Il Rapporto fornisce cifre dell’export ufficiale di armi verso i Governi mediorientali ma non dice nulla delle armi fornite a forze ribelli e di opposizione che li combattono come accade in Siria. È possibile quantificare questo secondo aspetto della fornitura di armi?

“Al momento è impossibile. Innanzitutto non è ancora chiaro se, nonostante l’allentamento dell’embargo, qualche Paese dell’Ue abbia già iniziato a fornire di armi le forze di opposizione siriane. È molto più probabile, invece, che taluni sistemi militari siano stati inviati a Paesi limitrofi - come la Turchia - o che sia stato in qualche modo permesso l’invio di armi ad alcune fazioni della Coalizione nazionale siriana o il Free Syrian Army da parte di nazioni come l’Arabia Saudita, gli Emirati Arabi e il Qatar”.

A maggio si terranno le elezioni europee: quanto pesa l’assenza di una vera politica estera di sicurezza comune concertata tra i Paesi Ue che possa disciplinare anche un settore strategico come quello della vendita di armi?

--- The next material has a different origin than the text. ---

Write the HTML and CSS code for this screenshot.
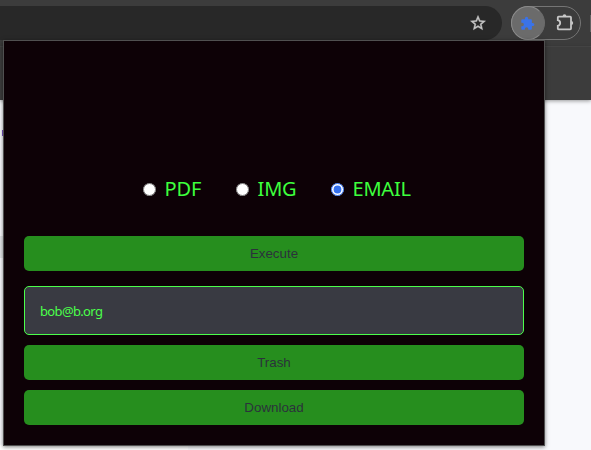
FILE: index.html
```html
<!DOCTYPE html>
<html lang="en">
<head>
<meta charset="utf-8">
<title>Extension</title>
<link rel="stylesheet" href="styles.css">
</head>
<body>
<div class="browser">
  <header class="toolbar">
    <div class="address">
      <svg class="star" viewBox="0 0 24 24"><path d="M22 9.24l-7.19-.62L12 2 9.19 8.63 2 9.24l5.46 4.73L5.82 21 12 17.27 18.18 21l-1.63-7.03L22 9.24zM12 15.4l-3.76 2.27 1-4.28-3.32-2.88 4.38-.38L12 6.1l1.71 4.04 4.38.38-3.32 2.88 1 4.28L12 15.4z"/></svg>
    </div>
    <div class="extensions">
      <span class="active"><svg class="puzzle" viewBox="0 0 24 24"><path d="M20.5 11H19V7c0-1.1-.9-2-2-2h-4V3.5a2.5 2.5 0 0 0-5 0V5H4c-1.1 0-2 .9-2 2v3.8h1.5a2.7 2.7 0 0 1 0 5.4H2V20c0 1.1.9 2 2 2h3.800v-1.500a2.700 2.700 0 0 1 5.400 0V22H17c1.100 0 2-.9 2-2v-4h1.500a2.500 2.500 0 0 0 0-5z"/></svg></span>
      <svg class="outline" viewBox="0 0 18 18"><path class="line" d="M2.800 3.700h11.400q.8 0 .8.800v11q0 .8-.8.800H2.600q-.8 0-.8-.8v-2.700q2.400-.6 2.400-2.800T1.800 7.200V4.500q0-.8.8-.8z"/><path class="knob" d="M6.600 3.500a1.900 2.200 0 0 1 3.800 0zM15.200 8a2 2 0 0 1 0 4z"/></svg>
    </div>
    <span class="divider"></span>
  </header>
  <div class="banner"></div>
  <main class="page"><i class="mark"></i><i class="row"></i><i class="strip"></i></main>
</div>
<form class="popup">
  <div class="choices">
    <label><input type="radio" name="kind">PDF</label>
    <label><input type="radio" name="kind">IMG</label>
    <label class="last"><input type="radio" name="kind" checked>EMAIL</label>
  </div>
  <button type="button" class="execute">Execute</button>
  <input class="email" type="text" value="bob@b.org">
  <button type="button">Trash</button>
  <button type="button">Download</button>
</form>
</body>
</html>
```
FILE: styles.css
```css
* { box-sizing: border-box; }
body { margin: 0; width: 591px; height: 450px; overflow: hidden; position: relative; background: #f8f9fc; }
.browser { height: 450px; display: flex; flex-direction: column; }
.toolbar { height: 47px; flex: none; display: flex; align-items: flex-start; padding-top: 6px; background: #3c3c3c; border-bottom: 1px solid #4a4a4a; }
.address { width: 502px; height: 34px; flex: none; display: flex; align-items: center; justify-content: flex-end; padding-right: 15px; background: #282828; border-radius: 0 17px 17px 0; }
.star { width: 18px; height: 18px; fill: #c7c7c7; stroke: #c7c7c7; stroke-width: .6; }
.extensions { width: 70px; height: 34px; flex: none; margin-left: 9px; display: flex; align-items: center; border: 1px solid #757575; border-radius: 17px; }
.active { width: 34px; height: 34px; flex: none; margin-left: -1px; display: flex; align-items: center; justify-content: center; background: #6b6b6b; border: 1px solid #8a8a8a; border-right-color: #6b6b6b; border-radius: 50%; }
.puzzle { width: 15px; height: 15px; margin-left: -2px; fill: #3b73e7; }
.outline { width: 18px; height: 18px; margin: -3px 0 0 11px; }
.line { fill: none; stroke: #c7c7c7; stroke-width: 1.8; }
.knob { fill: #c7c7c7; }
.divider { width: 1px; height: 17px; margin: 9px 0 0 9px; background: #626262; }
.banner { height: 53px; flex: none; background: #3c3c3c; box-shadow: 0 1px 4px rgba(0, 0, 0, .4); }
.page { flex: 1; display: flex; flex-direction: column; }
.mark { width: 3px; height: 6px; margin-top: 30px; border-right: 1px solid #7955c4; }
.row { width: 3px; height: 22px; margin-top: 100px; background: #e3e5e8; }
.strip { width: 188px; height: 5px; margin-top: auto; background: #fff; }
.popup { position: absolute; left: 3px; top: 40px; width: 542px; height: 406px; padding: 0 20px; display: flex; flex-direction: column; background: #0d0106; border: 1px solid #505050; box-shadow: 0 1px 4px rgba(0, 0, 0, .5); }
.choices { display: flex; padding-left: 119px; margin-top: 134px; height: 27px; }
label { width: 93px; display: flex; align-items: center; font: 20px/27px "Noto Sans", sans-serif; letter-spacing: -.15px; color: #3dff3d; }
label.last { margin-left: 2px; letter-spacing: -.2px; }
label input { width: 13px; height: 13px; margin: 1px 8.5px 0 0; accent-color: #3470ee; }
button { height: 35px; flex: none; margin: 0 0 10px; padding: 0; border: 0; border-radius: 5px; background: #268e1e; color: #2b323b; font: 13.333px "Liberation Sans", Arial, sans-serif; }
.execute { margin: 34px 0 15px; }
.email { height: 49px; flex: none; margin: 0 0 10px; padding: 0 15px; border: 1px solid #4bff4b; border-radius: 5px; background: #393a42; color: #4bff4b; font: 13px "Noto Sans", sans-serif; letter-spacing: -.65px; }
```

“Pesa a tre diversi livelli: innanzitutto a livello politico per la mancata autorevolezza dell’Ue nello scenario internazionale. In secondo luogo, a livello economico e di efficienza perché se non si definisce una politica di difesa comune le spese militari continueranno a essere disperse per sostenere 27 forze armate nazionali sovradimensionate e con funzioni che si sovrappongono. Ma soprattutto pesa sulla nostra stessa sicurezza: cercare di difendere le proprie industrie militari nazionali puntando sulle esportazioni finisce per permettere esportazioni di armi anche a Paesi a rischio e col sostenere regimi autoritari con tutti i problemi che ne conseguono. Come si è visto nel caso della Libia e della Siria, questi Paesi diventano focolai di rivolte che si espandono nella regione e minacciano la nostra stessa sicurezza”.